DriverRunner里面的start方法

 def start() = {
    new Thread("DriverRunner for " + driverId) {
      override def run() {
        try {
          // 创建工作目录
          val driverDir = createWorkingDirectory()
          // 下载用户的jar包,下载用户jar包到工作目录,然后返回在worker中的路径
          val localJarFilename = downloadUserJar(driverDir)

          def substituteVariables(argument: String): String = argument match {
            case "{{WORKER_URL}}" => workerUrl
            case "{{USER_JAR}}" => localJarFilename
            case other => other
          }

          // TODO: If we add ability to submit multiple jars they should also be added here
          // 构建processBuilder,传入Driver启动命令和需要的cpu和内存信息
          val builder = CommandUtils.buildProcessBuilder(driverDesc.command, driverDesc.mem,
            sparkHome.getAbsolutePath, substituteVariables)
          launchDriver(builder, driverDir, driverDesc.supervise)
        }
        catch {
          case e: Exception => finalException = Some(e)
        }

        val state =
          if (killed) {
            DriverState.KILLED
          } else if (finalException.isDefined) {
            DriverState.ERROR
          } else {
            finalExitCode match {
              case Some(0) => DriverState.FINISHED
              case _ => DriverState.FAILED
            }
          }

        finalState = Some(state)

        // driver启动后向worker发送driver启动的消息
        worker ! DriverStateChanged(driverId, state, finalException)
      }
    }.start()
  }

worker接收到driver启动消息后会将消息发送给master

 case DriverStateChanged(driverId, state, exception) => {
      state match {
        case DriverState.ERROR =>
          logWarning(s"Driver $driverId failed with unrecoverable exception: ${exception.get}")
        case DriverState.FAILED =>
          logWarning(s"Driver $driverId exited with failure")
        case DriverState.FINISHED =>
          logInfo(s"Driver $driverId exited successfully")
        case DriverState.KILLED =>
          logInfo(s"Driver $driverId was killed by user")
        case _ =>
          logDebug(s"Driver $driverId changed state to $state")
      }
      master ! DriverStateChanged(driverId, state, exception)
      val driver = drivers.remove(driverId).get
      finishedDrivers(driverId) = driver
      memoryUsed -= driver.driverDesc.mem
      coresUsed -= driver.driverDesc.cores

 worker接收到启动executor消息后

首先master发送启动executor消息

 def launchExecutor(worker: WorkerInfo, exec: ExecutorDesc) {
    logInfo("Launching executor " + exec.fullId + " on worker " + worker.id)
    // 将executor加入wwoker内部的缓存
    worker.addExecutor(exec)
    // 向worker的actor发送lanchExecutor消息
    worker.actor ! LaunchExecutor(masterUrl,
      exec.application.id, exec.id, exec.application.desc, exec.cores, exec.memory)
    // 向executor对象的application的driver发送ExecutorAdded消息
    exec.application.driver ! ExecutorAdded(
      exec.id, worker.id, worker.hostPort, exec.cores, exec.memory)
  }

 

  case LaunchExecutor(masterUrl, appId, execId, appDesc, cores_, memory_) =>
      if (masterUrl != activeMasterUrl) {
        logWarning("Invalid Master (" + masterUrl + ") attempted to launch executor.")
      } else {
        try {
          logInfo("Asked to launch executor %s/%d for %s".format(appId, execId, appDesc.name))

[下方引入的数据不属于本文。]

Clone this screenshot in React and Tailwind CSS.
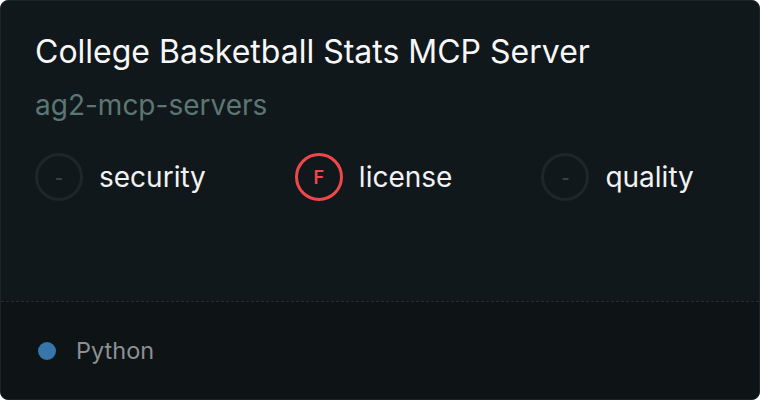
const scores = [
  { label: 'security', grade: '-', tone: 'none' },
  { label: 'license', grade: 'F', tone: 'bad' },
  { label: 'quality', grade: '-', tone: 'none' }
];

function Badge({ grade, tone }) {
  const ring = tone === 'bad' ? 'border-[#f04848] text-[#f04848]' : 'border-[#1f2629] text-[#3a4245]';
  return (
    <div className={`flex h-12 w-12 items-center justify-center rounded-full border-[3px] text-[18px] font-semibold ${ring}`}>
      {grade}
    </div>
  );
}

export default function App() {
  return (
    <div className="h-[400px] w-[760px] bg-white" style={{ fontFamily: 'Inter, "Noto Sans", sans-serif' }}>
      <div className="flex h-full flex-col overflow-hidden rounded-lg border border-[#1d2427] bg-[#11181b]">
        <div className="flex-1 px-[34px] pt-[31px]">
          <h1 className="text-[32px] leading-[40px] text-[#f7f7f7]">College Basketball Stats MCP Server</h1>
          <p className="mt-[15px] text-[28px] leading-[36px] text-[#5c7673]">ag2-mcp-servers</p>
          <div className="mt-[30px] flex items-center gap-[89px]">
            {scores.map((s) => (
              <div key={s.label} className="flex items-center gap-4">
                <Badge grade={s.grade} tone={s.tone} />
                <span className="text-[28px] text-[#f2f2f2]">{s.label}</span>
              </div>
            ))}
          </div>
        </div>
        <div className="flex h-[98px] items-center gap-[20px] border-t border-dashed border-[#262e31] bg-[#0e1316] px-[37px]">
          <span className="h-[18px] w-[18px] rounded-full bg-[#3776ab]" />
          <span className="text-[23.5px] text-[#8b9092]">Python</span>
        </div>
      </div>
    </div>
  );
}
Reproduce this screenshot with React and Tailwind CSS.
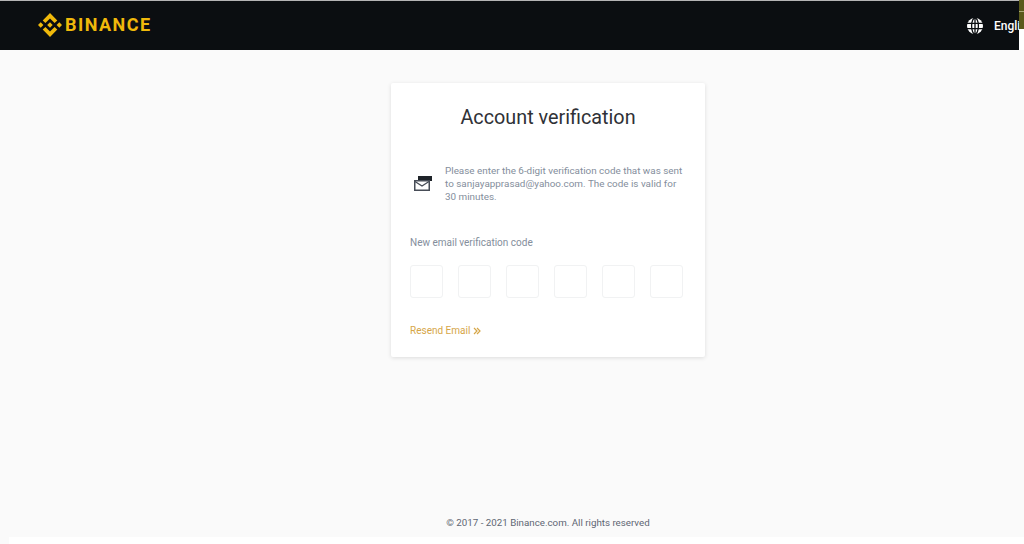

          // Create the executor's working directory
          // 首先创建Executor工作目录

          val executorDir = new File(workDir, appId + "/" + execId)
          if (!executorDir.mkdirs()) {
            throw new IOException("Failed to create directory " + executorDir)
          }

          // Create local dirs for the executor. These are passed to the executor via the
          // SPARK_LOCAL_DIRS environment variable, and deleted by the Worker when the
          // application finishes.

          val appLocalDirs = appDirectories.get(appId).getOrElse {
            Utils.getOrCreateLocalRootDirs(conf).map { dir =>
              Utils.createDirectory(dir).getAbsolutePath()
            }.toSeq
          }
          appDirectories(appId) = appLocalDirs
          // 创建ExecutorRunner,然后加入本地缓存
          val manager = new ExecutorRunner(
            appId,
            execId,
            appDesc.copy(command = Worker.maybeUpdateSSLSettings(appDesc.command, conf)),
            cores_,
            memory_,
            self,
            workerId,
            host,
            webUi.boundPort,
            publicAddress,
            sparkHome,
            executorDir,
            akkaUrl,
            conf,
            appLocalDirs, ExecutorState.LOADING)
          executors(appId + "/" + execId) = manager
          manager.start()
          coresUsed += cores_
          memoryUsed += memory_
          master ! ExecutorStateChanged(appId, execId, manager.state, None, None)
        } catch {
          case e: Exception => {
            logError(s"Failed to launch executor $appId/$execId for ${appDesc.name}.", e)
            if (executors.contains(appId + "/" + execId)) {
              executors(appId + "/" + execId).kill()
              executors -= appId + "/" + execId
            }
            master ! ExecutorStateChanged(appId, execId, ExecutorState.FAILED,
              Some(e.toString), None)
          }
        }
      }
  def start() {
    workerThread = new Thread("ExecutorRunner for " + fullId) {
      override def run() { fetchAndRunExecutor() }
    }
    workerThread.start()
    // Shutdown hook that kills actors on shutdown.
    shutdownHook = new Thread() {
      override def run() {
        killProcess(Some("Worker shutting down"))
      }
    }
    Runtime.getRuntime.addShutdownHook(shutdownHook)
  }
def fetchAndRunExecutor() {
    try {
      // Launch the process
      // 封装一个processBuilder
      val builder = CommandUtils.buildProcessBuilder(appDesc.command, memory,
        sparkHome.getAbsolutePath, substituteVariables)
      val command = builder.command()
      logInfo("Launch command: " + command.mkString("\"", "\" \"", "\""))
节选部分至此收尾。